Upsert¶

upsert() is an idempotent insert-or-update operation.

What upsert does¶

upsert(keys, vectors) ensures that each key maps to the given vector:

Key is new: The vector is inserted (same as add()).
Key exists, vector unchanged: No operation (skip).
Key exists, vector changed: The old vector is removed and the new vector is inserted.

upsert() is idempotent: calling it multiple times with the same inputs produces the same result.

Single upsert¶

import numpy as np
from iscc_usearch import NphdIndex

index = NphdIndex(max_dim=256)

vec = np.array([255, 128, 64, 32], dtype=np.uint8)
index.upsert(1, vec)

# Calling again with same data is a no-op
index.upsert(1, vec)
print(len(index))  # 1

# Update with different vector
vec_new = np.array([0, 0, 0, 0], dtype=np.uint8)
index.upsert(1, vec_new)
print(index.get(1))  # array([0, 0, 0, 0], dtype=uint8)

Batch upsert¶

Batch upsert works with uniform-length vectors:

keys = [1, 2, 3]
vectors = np.array(
    [
        [255, 128, 64, 32],
        [0, 0, 0, 0],
        [1, 2, 3, 4],
    ],
    dtype=np.uint8,
)

index.upsert(keys, vectors)

Variable-length batch upsert¶

Batch upsert() requires all vectors to have the same length because it normalizes inputs to a 2D array internally.
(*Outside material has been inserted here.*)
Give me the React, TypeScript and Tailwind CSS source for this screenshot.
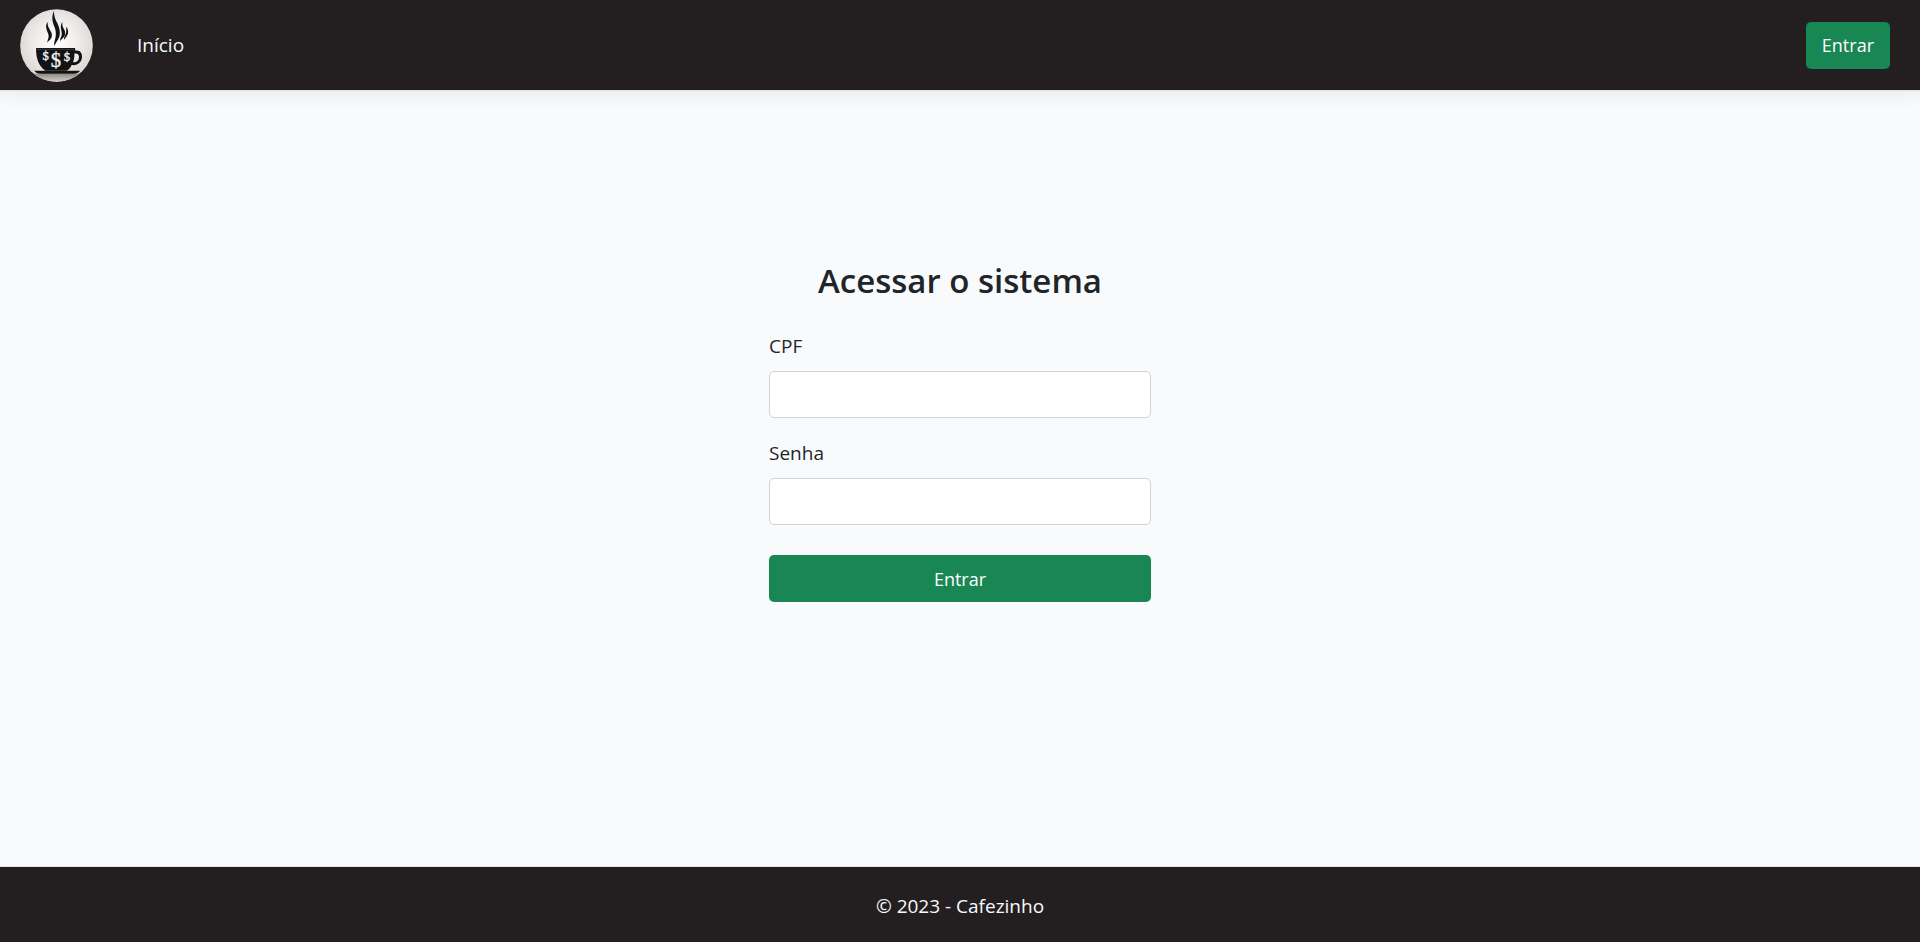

For variable-length vectors, call upsert() one at a time:

variable_keys = [10, 11, 12]
variable_vecs = [
    np.array([255, 128], dtype=np.uint8),  # 16-bit
    np.array([255, 128, 64, 32], dtype=np.uint8),  # 32-bit
    np.array([1, 2, 3, 4, 5, 6, 7, 8], dtype=np.uint8),  # 64-bit
]

for key, vec in zip(variable_keys, variable_vecs):
    index.upsert(key, vec)

When to use upsert vs add¶

Scenario	Use
Keys are guaranteed unique	`add()`
Keys may repeat (idempotent sync)	`upsert()`
Bulk initial load	`add()`
Incremental updates	`upsert()`

Note

upsert() requires explicit keys. Auto-generated keys (keys=None) are not supported.

Note

upsert() is available on NphdIndex only. ShardedNphdIndex does not support upsert() because it uses an append-only design without remove().